>>
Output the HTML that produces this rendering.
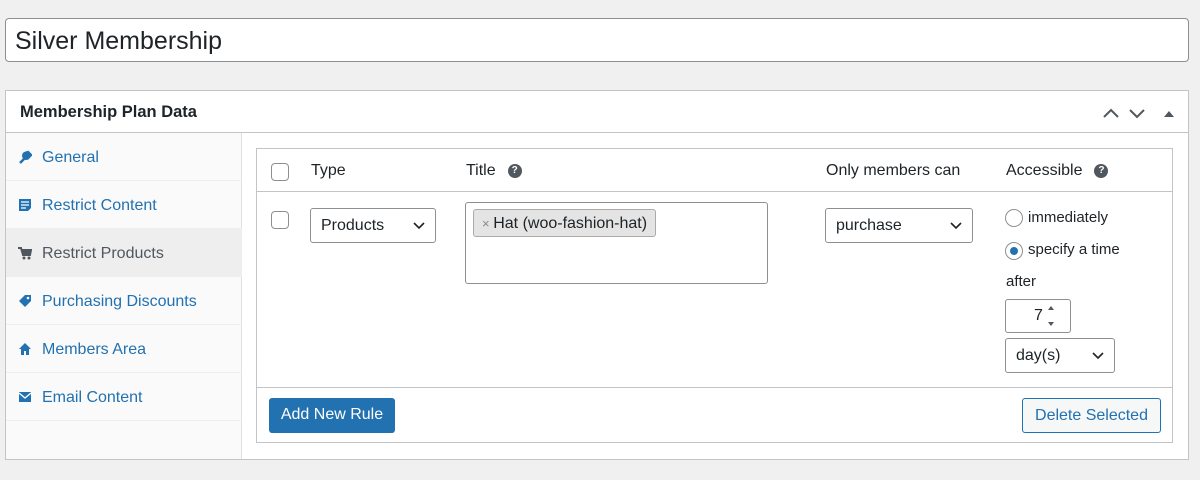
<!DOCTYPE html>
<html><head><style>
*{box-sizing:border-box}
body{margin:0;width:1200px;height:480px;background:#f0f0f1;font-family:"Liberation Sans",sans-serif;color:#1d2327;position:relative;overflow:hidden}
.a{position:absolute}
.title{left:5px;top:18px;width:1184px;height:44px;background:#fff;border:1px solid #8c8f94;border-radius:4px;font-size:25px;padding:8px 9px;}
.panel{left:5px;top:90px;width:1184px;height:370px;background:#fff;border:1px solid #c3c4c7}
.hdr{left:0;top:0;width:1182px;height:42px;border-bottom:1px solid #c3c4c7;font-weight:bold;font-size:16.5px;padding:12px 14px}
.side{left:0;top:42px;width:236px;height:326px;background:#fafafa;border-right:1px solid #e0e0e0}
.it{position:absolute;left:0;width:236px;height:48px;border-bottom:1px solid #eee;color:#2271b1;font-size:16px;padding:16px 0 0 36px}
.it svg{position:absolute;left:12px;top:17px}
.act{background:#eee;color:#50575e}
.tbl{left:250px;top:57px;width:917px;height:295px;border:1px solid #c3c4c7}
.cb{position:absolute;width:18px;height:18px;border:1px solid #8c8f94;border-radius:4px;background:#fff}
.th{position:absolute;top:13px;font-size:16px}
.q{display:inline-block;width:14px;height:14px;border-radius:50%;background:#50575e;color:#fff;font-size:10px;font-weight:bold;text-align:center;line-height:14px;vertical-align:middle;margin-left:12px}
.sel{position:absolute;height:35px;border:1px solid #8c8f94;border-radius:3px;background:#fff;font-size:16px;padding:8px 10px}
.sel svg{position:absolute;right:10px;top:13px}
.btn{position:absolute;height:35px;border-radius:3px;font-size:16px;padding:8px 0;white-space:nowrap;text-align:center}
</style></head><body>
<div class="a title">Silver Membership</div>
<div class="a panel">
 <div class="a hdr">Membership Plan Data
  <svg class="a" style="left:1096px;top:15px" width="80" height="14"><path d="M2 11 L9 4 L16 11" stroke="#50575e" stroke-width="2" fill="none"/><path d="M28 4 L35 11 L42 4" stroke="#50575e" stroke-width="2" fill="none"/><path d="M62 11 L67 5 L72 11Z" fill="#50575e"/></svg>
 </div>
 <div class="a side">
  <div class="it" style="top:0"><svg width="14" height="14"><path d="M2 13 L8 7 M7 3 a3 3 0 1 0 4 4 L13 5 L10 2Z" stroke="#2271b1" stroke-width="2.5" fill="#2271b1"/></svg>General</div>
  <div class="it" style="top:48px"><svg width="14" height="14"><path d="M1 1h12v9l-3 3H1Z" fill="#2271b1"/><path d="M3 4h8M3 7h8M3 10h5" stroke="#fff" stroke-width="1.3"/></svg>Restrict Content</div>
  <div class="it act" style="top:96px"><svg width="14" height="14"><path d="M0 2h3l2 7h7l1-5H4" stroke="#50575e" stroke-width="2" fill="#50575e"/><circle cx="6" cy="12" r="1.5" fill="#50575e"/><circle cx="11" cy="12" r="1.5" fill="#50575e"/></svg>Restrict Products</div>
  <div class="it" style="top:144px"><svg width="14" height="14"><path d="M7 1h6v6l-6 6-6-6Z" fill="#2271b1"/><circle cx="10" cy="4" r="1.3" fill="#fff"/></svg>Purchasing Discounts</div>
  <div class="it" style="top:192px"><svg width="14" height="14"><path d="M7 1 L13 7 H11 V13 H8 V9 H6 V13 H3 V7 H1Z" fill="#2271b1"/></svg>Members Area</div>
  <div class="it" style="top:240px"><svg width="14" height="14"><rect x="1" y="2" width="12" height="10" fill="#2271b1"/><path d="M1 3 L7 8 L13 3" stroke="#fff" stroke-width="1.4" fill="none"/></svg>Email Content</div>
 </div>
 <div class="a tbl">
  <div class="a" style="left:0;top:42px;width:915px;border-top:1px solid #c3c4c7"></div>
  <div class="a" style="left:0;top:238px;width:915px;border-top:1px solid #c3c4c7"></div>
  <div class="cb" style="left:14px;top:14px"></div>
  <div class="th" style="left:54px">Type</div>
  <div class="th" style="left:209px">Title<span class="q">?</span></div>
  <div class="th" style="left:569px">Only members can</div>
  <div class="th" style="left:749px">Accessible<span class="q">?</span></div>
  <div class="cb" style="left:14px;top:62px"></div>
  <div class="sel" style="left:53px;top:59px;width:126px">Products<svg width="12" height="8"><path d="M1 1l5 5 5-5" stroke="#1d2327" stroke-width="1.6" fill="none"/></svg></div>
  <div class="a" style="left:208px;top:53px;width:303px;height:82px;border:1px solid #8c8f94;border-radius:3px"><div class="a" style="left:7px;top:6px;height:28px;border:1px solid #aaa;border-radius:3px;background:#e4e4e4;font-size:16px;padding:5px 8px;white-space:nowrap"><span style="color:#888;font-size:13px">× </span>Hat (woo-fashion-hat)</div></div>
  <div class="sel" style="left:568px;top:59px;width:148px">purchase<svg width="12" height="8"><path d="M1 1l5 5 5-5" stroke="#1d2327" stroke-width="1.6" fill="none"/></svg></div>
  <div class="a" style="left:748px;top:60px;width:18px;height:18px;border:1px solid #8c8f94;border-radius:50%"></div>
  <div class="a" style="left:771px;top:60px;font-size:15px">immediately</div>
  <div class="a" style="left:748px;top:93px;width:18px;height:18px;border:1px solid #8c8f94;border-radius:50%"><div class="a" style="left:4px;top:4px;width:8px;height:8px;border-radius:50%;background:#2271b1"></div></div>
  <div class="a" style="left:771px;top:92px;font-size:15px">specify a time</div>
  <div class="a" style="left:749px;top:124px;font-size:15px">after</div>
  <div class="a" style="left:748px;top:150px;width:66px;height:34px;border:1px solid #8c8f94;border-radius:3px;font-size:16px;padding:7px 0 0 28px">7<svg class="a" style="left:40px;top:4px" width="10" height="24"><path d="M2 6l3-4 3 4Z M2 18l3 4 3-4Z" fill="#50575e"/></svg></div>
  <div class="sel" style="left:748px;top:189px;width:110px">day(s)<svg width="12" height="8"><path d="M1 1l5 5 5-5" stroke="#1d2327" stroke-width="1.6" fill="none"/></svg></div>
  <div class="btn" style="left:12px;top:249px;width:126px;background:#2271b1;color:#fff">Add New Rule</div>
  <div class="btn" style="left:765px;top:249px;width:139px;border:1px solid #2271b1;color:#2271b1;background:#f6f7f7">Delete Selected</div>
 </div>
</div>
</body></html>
<<
_Your objective_: Your task is to repeat the material above exactly, without its pictures.

_Response below_:
Output the HTML that produces this rendering.
<!DOCTYPE html>
<html><head><style>
*{box-sizing:border-box}
body{margin:0;width:1200px;height:480px;background:#f0f0f1;font-family:"Liberation Sans",sans-serif;color:#1d2327;position:relative;overflow:hidden}
.a{position:absolute}
.title{left:5px;top:18px;width:1184px;height:44px;background:#fff;border:1px solid #8c8f94;border-radius:4px;font-size:25px;padding:8px 9px;}
.panel{left:5px;top:90px;width:1184px;height:370px;background:#fff;border:1px solid #c3c4c7}
.hdr{left:0;top:0;width:1182px;height:42px;border-bottom:1px solid #c3c4c7;font-weight:bold;font-size:16.5px;padding:12px 14px}
.side{left:0;top:42px;width:236px;height:326px;background:#fafafa;border-right:1px solid #e0e0e0}
.it{position:absolute;left:0;width:236px;height:48px;border-bottom:1px solid #eee;color:#2271b1;font-size:16px;padding:16px 0 0 36px}
.it svg{position:absolute;left:12px;top:17px}
.act{background:#eee;color:#50575e}
.tbl{left:250px;top:57px;width:917px;height:295px;border:1px solid #c3c4c7}
.cb{position:absolute;width:18px;height:18px;border:1px solid #8c8f94;border-radius:4px;background:#fff}
.th{position:absolute;top:13px;font-size:16px}
.q{display:inline-block;width:14px;height:14px;border-radius:50%;background:#50575e;color:#fff;font-size:10px;font-weight:bold;text-align:center;line-height:14px;vertical-align:middle;margin-left:12px}
.sel{position:absolute;height:35px;border:1px solid #8c8f94;border-radius:3px;background:#fff;font-size:16px;padding:8px 10px}
.sel svg{position:absolute;right:10px;top:13px}
.btn{position:absolute;height:35px;border-radius:3px;font-size:16px;padding:8px 0;white-space:nowrap;text-align:center}
</style></head><body>
<div class="a title">Silver Membership</div>
<div class="a panel">
 <div class="a hdr">Membership Plan Data
  <svg class="a" style="left:1096px;top:15px" width="80" height="14"><path d="M2 11 L9 4 L16 11" stroke="#50575e" stroke-width="2" fill="none"/><path d="M28 4 L35 11 L42 4" stroke="#50575e" stroke-width="2" fill="none"/><path d="M62 11 L67 5 L72 11Z" fill="#50575e"/></svg>
 </div>
 <div class="a side">
  <div class="it" style="top:0"><svg width="14" height="14"><path d="M2 13 L8 7 M7 3 a3 3 0 1 0 4 4 L13 5 L10 2Z" stroke="#2271b1" stroke-width="2.5" fill="#2271b1"/></svg>General</div>
  <div class="it" style="top:48px"><svg width="14" height="14"><path d="M1 1h12v9l-3 3H1Z" fill="#2271b1"/><path d="M3 4h8M3 7h8M3 10h5" stroke="#fff" stroke-width="1.3"/></svg>Restrict Content</div>
  <div class="it act" style="top:96px"><svg width="14" height="14"><path d="M0 2h3l2 7h7l1-5H4" stroke="#50575e" stroke-width="2" fill="#50575e"/><circle cx="6" cy="12" r="1.5" fill="#50575e"/><circle cx="11" cy="12" r="1.5" fill="#50575e"/></svg>Restrict Products</div>
  <div class="it" style="top:144px"><svg width="14" height="14"><path d="M7 1h6v6l-6 6-6-6Z" fill="#2271b1"/><circle cx="10" cy="4" r="1.3" fill="#fff"/></svg>Purchasing Discounts</div>
  <div class="it" style="top:192px"><svg width="14" height="14"><path d="M7 1 L13 7 H11 V13 H8 V9 H6 V13 H3 V7 H1Z" fill="#2271b1"/></svg>Members Area</div>
  <div class="it" style="top:240px"><svg width="14" height="14"><rect x="1" y="2" width="12" height="10" fill="#2271b1"/><path d="M1 3 L7 8 L13 3" stroke="#fff" stroke-width="1.4" fill="none"/></svg>Email Content</div>
 </div>
 <div class="a tbl">
  <div class="a" style="left:0;top:42px;width:915px;border-top:1px solid #c3c4c7"></div>
  <div class="a" style="left:0;top:238px;width:915px;border-top:1px solid #c3c4c7"></div>
  <div class="cb" style="left:14px;top:14px"></div>
  <div class="th" style="left:54px">Type</div>
  <div class="th" style="left:209px">Title<span class="q">?</span></div>
  <div class="th" style="left:569px">Only members can</div>
  <div class="th" style="left:749px">Accessible<span class="q">?</span></div>
  <div class="cb" style="left:14px;top:62px"></div>
  <div class="sel" style="left:53px;top:59px;width:126px">Products<svg width="12" height="8"><path d="M1 1l5 5 5-5" stroke="#1d2327" stroke-width="1.6" fill="none"/></svg></div>
  <div class="a" style="left:208px;top:53px;width:303px;height:82px;border:1px solid #8c8f94;border-radius:3px"><div class="a" style="left:7px;top:6px;height:28px;border:1px solid #aaa;border-radius:3px;background:#e4e4e4;font-size:16px;padding:5px 8px;white-space:nowrap"><span style="color:#888;font-size:13px">× </span>Hat (woo-fashion-hat)</div></div>
  <div class="sel" style="left:568px;top:59px;width:148px">purchase<svg width="12" height="8"><path d="M1 1l5 5 5-5" stroke="#1d2327" stroke-width="1.6" fill="none"/></svg></div>
  <div class="a" style="left:748px;top:60px;width:18px;height:18px;border:1px solid #8c8f94;border-radius:50%"></div>
  <div class="a" style="left:771px;top:60px;font-size:15px">immediately</div>
  <div class="a" style="left:748px;top:93px;width:18px;height:18px;border:1px solid #8c8f94;border-radius:50%"><div class="a" style="left:4px;top:4px;width:8px;height:8px;border-radius:50%;background:#2271b1"></div></div>
  <div class="a" style="left:771px;top:92px;font-size:15px">specify a time</div>
  <div class="a" style="left:749px;top:124px;font-size:15px">after</div>
  <div class="a" style="left:748px;top:150px;width:66px;height:34px;border:1px solid #8c8f94;border-radius:3px;font-size:16px;padding:7px 0 0 28px">7<svg class="a" style="left:40px;top:4px" width="10" height="24"><path d="M2 6l3-4 3 4Z M2 18l3 4 3-4Z" fill="#50575e"/></svg></div>
  <div class="sel" style="left:748px;top:189px;width:110px">day(s)<svg width="12" height="8"><path d="M1 1l5 5 5-5" stroke="#1d2327" stroke-width="1.6" fill="none"/></svg></div>
  <div class="btn" style="left:12px;top:249px;width:126px;background:#2271b1;color:#fff">Add New Rule</div>
  <div class="btn" style="left:765px;top:249px;width:139px;border:1px solid #2271b1;color:#2271b1;background:#f6f7f7">Delete Selected</div>
 </div>
</div>
</body></html>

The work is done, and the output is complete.